- WORK REQUIRED -
Skip the pictures and extract all of the lines exactly as written.

:: PROVIDED DATA

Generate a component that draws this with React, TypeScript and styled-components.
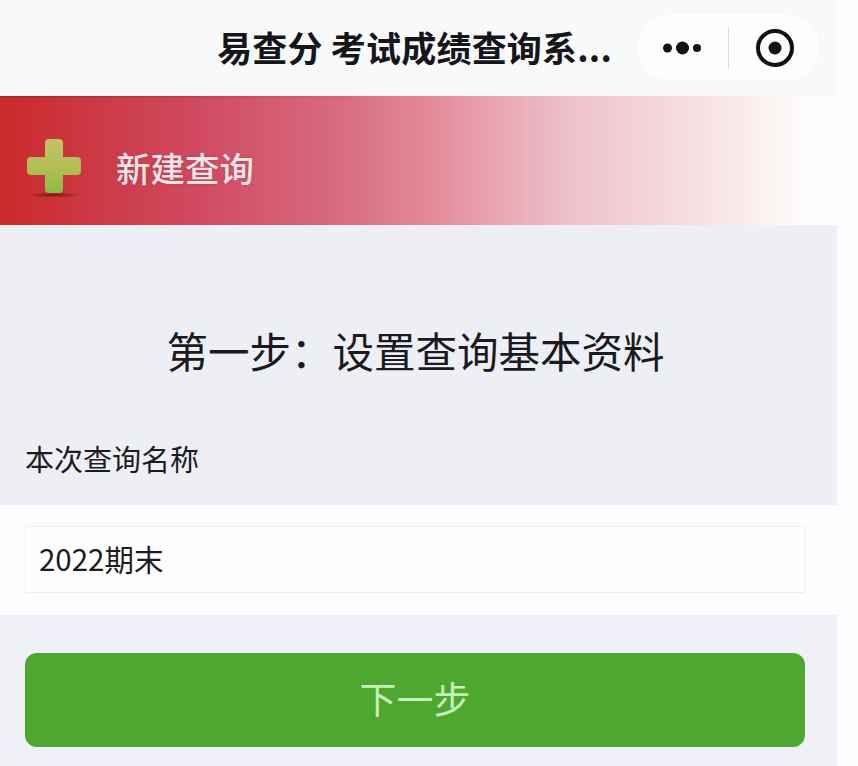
import React from "react"
import styled, { createGlobalStyle } from "styled-components"

const CJK = `"Noto Sans CJK SC", "Noto Sans", sans-serif`

const GlobalStyle = createGlobalStyle`
  html, body {
    margin: 0;
    padding: 0;
    background: #fcfdfe;
    font-family: ${CJK};
  }
`

const PlusIcon = () => (
  <svg width="58" height="60" viewBox="0 0 58 60">
    <defs>
      <linearGradient id="plusFill" x1="0" y1="0" x2="0" y2="1">
        <stop offset="0" stopColor="#c2c468" />
        <stop offset="0.5" stopColor="#b5bd55" />
        <stop offset="1" stopColor="#8fbb44" />
      </linearGradient>
      <radialGradient id="plusShadow">
        <stop offset="0" stopColor="#6e1210" stopOpacity="0.9" />
        <stop offset="1" stopColor="#6e1210" stopOpacity="0" />
      </radialGradient>
    </defs>
    <ellipse cx="28" cy="56" rx="29" ry="2.5" fill="url(#plusShadow)" />
    <path
      d="M19 4 a4 4 0 0 1 4-4 h10 a4 4 0 0 1 4 4 v14 h14 a4 4 0 0 1 4 4 v10 a4 4 0 0 1-4 4 h-14 v14 a4 4 0 0 1-4 4 h-10 a4 4 0 0 1-4-4 v-14 h-14 a4 4 0 0 1-4-4 v-10 a4 4 0 0 1 4-4 h14 z"
      fill="url(#plusFill)"
    />
  </svg>
)

const MoreIcon = () => (
  <svg width="44" height="16" viewBox="0 0 44 16">
    <circle cx="6.5" cy="8" r="4.5" fill="#111" />
    <circle cx="21.5" cy="8" r="6.5" fill="#111" />
    <circle cx="36" cy="8" r="4" fill="#111" />
  </svg>
)

const CloseIcon = () => (
  <svg width="40" height="40" viewBox="0 0 40 40">
    <circle cx="20" cy="20" r="17" fill="none" stroke="#111" strokeWidth="4" />
    <circle cx="20" cy="20" r="6.5" fill="#111" />
  </svg>
)

export default function App() {
  return (
    <>
      <GlobalStyle />
      <S.Page>
        <S.NavBar>
          <S.NavTitle>易查分 考试成绩查询系...</S.NavTitle>
          <S.Capsule>
            <S.CapsuleSlot>
              <MoreIcon />
            </S.CapsuleSlot>
            <S.CapsuleDivider />
            <S.CapsuleSlot>
              <CloseIcon />
            </S.CapsuleSlot>
          </S.Capsule>
        </S.NavBar>

        <S.Banner>
          <PlusIcon />
          <S.BannerText>新建查询</S.BannerText>
        </S.Banner>

        <S.GreyPanel>
          <S.StepTitle>第一步：设置查询基本资料</S.StepTitle>
          <S.FieldLabel>本次查询名称</S.FieldLabel>
        </S.GreyPanel>

        <S.InputRow>
          <S.NameInput readOnly value="2022期末" />
        </S.InputRow>

        <S.ButtonPanel>
          <S.NextButton>下一步</S.NextButton>
        </S.ButtonPanel>
      </S.Page>
    </>
  )
}

const S = {
  Page: styled.div`
    width: 858px;
    height: 766px;
    padding-right: 21px;
    box-sizing: border-box;
    display: flex;
    flex-direction: column;
    overflow: hidden;
    background: #fcfdfe;
  `,
  NavBar: styled.div`
    height: 96px;
    flex: none;
    display: flex;
    align-items: center;
    justify-content: flex-end;
    gap: 24px;
    padding-right: 16px;
    background: #f8f9fb;
  `,
  NavTitle: styled.div`
    font-size: 35px;
    font-weight: 700;
    letter-spacing: 0.2px;
    color: #15151a;
    white-space: nowrap;
    line-height: 1;
    margin-top: -3px;
  `,
  Capsule: styled.div`
    width: 185px;
    height: 69px;
    flex: none;
    margin-top: -1px;
    display: flex;
    align-items: center;
    border-radius: 35px;
    background: #fcfdfe;
    border: 1px solid #f5f6f8;
    box-sizing: border-box;
  `,
  CapsuleSlot: styled.div`
    flex: 1;
    display: flex;
    align-items: center;
    justify-content: center;
  `,
  CapsuleDivider: styled.div`
    width: 1px;
    height: 40px;
    background: #dcdde0;
  `,
  Banner: styled.div`
    height: 129px;
    flex: none;
    box-sizing: border-box;
    display: flex;
    align-items: center;
    gap: 32px;
    padding: 16px 0 0 26px;
    margin-right: -21px;
    background:
      linear-gradient(90deg, rgba(90, 30, 30, 0.3), rgba(90, 30, 30, 0) 45%) 0 0 / 100% 2px no-repeat,
      linear-gradient(
        90deg,
        #c92a2b 0%,
        #d04a60 23%,
        #d76a7e 39%,
        #e28a9a 50%,
        #eec0ca 66%,
        #f5dde0 80%,
        #fbefee 88%,
        #fdfdfe 94%
      );
  `,
  BannerText: styled.div`
    font-size: 34.5px;
    font-weight: 500;
    color: #f6e4e8;
    line-height: 1;
    margin-top: -2px;
    text-shadow: 0 0 2px rgba(150, 40, 60, 0.5);
  `,
  GreyPanel: styled.div`
    height: 280px;
    flex: none;
    box-sizing: border-box;
    display: flex;
    flex-direction: column;
    padding: 99px 25px 0;
    background: #eeeff5;
  `,
  StepTitle: styled.div`
    font-size: 41.5px;
    line-height: 52px;
    color: #1a1a20;
    text-align: center;
    margin-left: -6px;
  `,
  FieldLabel: styled.div`
    font-size: 29px;
    line-height: 40px;
    color: #1c1c22;
    margin-top: 62px;
  `,
  InputRow: styled.div`
    height: 110px;
    flex: none;
    box-sizing: border-box;
    padding: 21px 32px 22px 25px;
    background: #fcfdfe;
  `,
  NameInput: styled.input`
    width: 100%;
    height: 100%;
    box-sizing: border-box;
    padding: 0 13px 4px;
    border: 1px solid #eeeff3;
    border-radius: 2px;
    background: #fefeff;
    font-family: ${CJK};
    font-size: 29.5px;
    color: #1c1c24;
    outline: none;
  `,
  ButtonPanel: styled.div`
    flex: 1;
    box-sizing: border-box;
    padding: 38px 32px 19px 25px;
    background: #eef0f5;
  `,
  NextButton: styled.button`
    width: 100%;
    height: 94px;
    display: block;
    border: none;
    border-radius: 12px;
    background: #4ea72f;
    font-family: ${CJK};
    font-size: 37px;
    line-height: 1;
    color: #c6f0b8;
    padding: 0 0 3px;
  `,
}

::::

- WRITTEN RESPONSE -
Generate a component that draws this with React, TypeScript and styled-components.
import React from "react"
import styled, { createGlobalStyle } from "styled-components"

const CJK = `"Noto Sans CJK SC", "Noto Sans", sans-serif`

const GlobalStyle = createGlobalStyle`
  html, body {
    margin: 0;
    padding: 0;
    background: #fcfdfe;
    font-family: ${CJK};
  }
`

const PlusIcon = () => (
  <svg width="58" height="60" viewBox="0 0 58 60">
    <defs>
      <linearGradient id="plusFill" x1="0" y1="0" x2="0" y2="1">
        <stop offset="0" stopColor="#c2c468" />
        <stop offset="0.5" stopColor="#b5bd55" />
        <stop offset="1" stopColor="#8fbb44" />
      </linearGradient>
      <radialGradient id="plusShadow">
        <stop offset="0" stopColor="#6e1210" stopOpacity="0.9" />
        <stop offset="1" stopColor="#6e1210" stopOpacity="0" />
      </radialGradient>
    </defs>
    <ellipse cx="28" cy="56" rx="29" ry="2.5" fill="url(#plusShadow)" />
    <path
      d="M19 4 a4 4 0 0 1 4-4 h10 a4 4 0 0 1 4 4 v14 h14 a4 4 0 0 1 4 4 v10 a4 4 0 0 1-4 4 h-14 v14 a4 4 0 0 1-4 4 h-10 a4 4 0 0 1-4-4 v-14 h-14 a4 4 0 0 1-4-4 v-10 a4 4 0 0 1 4-4 h14 z"
      fill="url(#plusFill)"
    />
  </svg>
)

const MoreIcon = () => (
  <svg width="44" height="16" viewBox="0 0 44 16">
    <circle cx="6.5" cy="8" r="4.5" fill="#111" />
    <circle cx="21.5" cy="8" r="6.5" fill="#111" />
    <circle cx="36" cy="8" r="4" fill="#111" />
  </svg>
)

const CloseIcon = () => (
  <svg width="40" height="40" viewBox="0 0 40 40">
    <circle cx="20" cy="20" r="17" fill="none" stroke="#111" strokeWidth="4" />
    <circle cx="20" cy="20" r="6.5" fill="#111" />
  </svg>
)

export default function App() {
  return (
    <>
      <GlobalStyle />
      <S.Page>
        <S.NavBar>
          <S.NavTitle>易查分 考试成绩查询系...</S.NavTitle>
          <S.Capsule>
            <S.CapsuleSlot>
              <MoreIcon />
            </S.CapsuleSlot>
            <S.CapsuleDivider />
            <S.CapsuleSlot>
              <CloseIcon />
            </S.CapsuleSlot>
          </S.Capsule>
        </S.NavBar>

        <S.Banner>
          <PlusIcon />
          <S.BannerText>新建查询</S.BannerText>
        </S.Banner>

        <S.GreyPanel>
          <S.StepTitle>第一步：设置查询基本资料</S.StepTitle>
          <S.FieldLabel>本次查询名称</S.FieldLabel>
        </S.GreyPanel>

        <S.InputRow>
          <S.NameInput readOnly value="2022期末" />
        </S.InputRow>

        <S.ButtonPanel>
          <S.NextButton>下一步</S.NextButton>
        </S.ButtonPanel>
      </S.Page>
    </>
  )
}

const S = {
  Page: styled.div`
    width: 858px;
    height: 766px;
    padding-right: 21px;
    box-sizing: border-box;
    display: flex;
    flex-direction: column;
    overflow: hidden;
    background: #fcfdfe;
  `,
  NavBar: styled.div`
    height: 96px;
    flex: none;
    display: flex;
    align-items: center;
    justify-content: flex-end;
    gap: 24px;
    padding-right: 16px;
    background: #f8f9fb;
  `,
  NavTitle: styled.div`
    font-size: 35px;
    font-weight: 700;
    letter-spacing: 0.2px;
    color: #15151a;
    white-space: nowrap;
    line-height: 1;
    margin-top: -3px;
  `,
  Capsule: styled.div`
    width: 185px;
    height: 69px;
    flex: none;
    margin-top: -1px;
    display: flex;
    align-items: center;
    border-radius: 35px;
    background: #fcfdfe;
    border: 1px solid #f5f6f8;
    box-sizing: border-box;
  `,
  CapsuleSlot: styled.div`
    flex: 1;
    display: flex;
    align-items: center;
    justify-content: center;
  `,
  CapsuleDivider: styled.div`
    width: 1px;
    height: 40px;
    background: #dcdde0;
  `,
  Banner: styled.div`
    height: 129px;
    flex: none;
    box-sizing: border-box;
    display: flex;
    align-items: center;
    gap: 32px;
    padding: 16px 0 0 26px;
    margin-right: -21px;
    background:
      linear-gradient(90deg, rgba(90, 30, 30, 0.3), rgba(90, 30, 30, 0) 45%) 0 0 / 100% 2px no-repeat,
      linear-gradient(
        90deg,
        #c92a2b 0%,
        #d04a60 23%,
        #d76a7e 39%,
        #e28a9a 50%,
        #eec0ca 66%,
        #f5dde0 80%,
        #fbefee 88%,
        #fdfdfe 94%
      );
  `,
  BannerText: styled.div`
    font-size: 34.5px;
    font-weight: 500;
    color: #f6e4e8;
    line-height: 1;
    margin-top: -2px;
    text-shadow: 0 0 2px rgba(150, 40, 60, 0.5);
  `,
  GreyPanel: styled.div`
    height: 280px;
    flex: none;
    box-sizing: border-box;
    display: flex;
    flex-direction: column;
    padding: 99px 25px 0;
    background: #eeeff5;
  `,
  StepTitle: styled.div`
    font-size: 41.5px;
    line-height: 52px;
    color: #1a1a20;
    text-align: center;
    margin-left: -6px;
  `,
  FieldLabel: styled.div`
    font-size: 29px;
    line-height: 40px;
    color: #1c1c22;
    margin-top: 62px;
  `,
  InputRow: styled.div`
    height: 110px;
    flex: none;
    box-sizing: border-box;
    padding: 21px 32px 22px 25px;
    background: #fcfdfe;
  `,
  NameInput: styled.input`
    width: 100%;
    height: 100%;
    box-sizing: border-box;
    padding: 0 13px 4px;
    border: 1px solid #eeeff3;
    border-radius: 2px;
    background: #fefeff;
    font-family: ${CJK};
    font-size: 29.5px;
    color: #1c1c24;
    outline: none;
  `,
  ButtonPanel: styled.div`
    flex: 1;
    box-sizing: border-box;
    padding: 38px 32px 19px 25px;
    background: #eef0f5;
  `,
  NextButton: styled.button`
    width: 100%;
    height: 94px;
    display: block;
    border: none;
    border-radius: 12px;
    background: #4ea72f;
    font-family: ${CJK};
    font-size: 37px;
    line-height: 1;
    color: #c6f0b8;
    padding: 0 0 3px;
  `,
}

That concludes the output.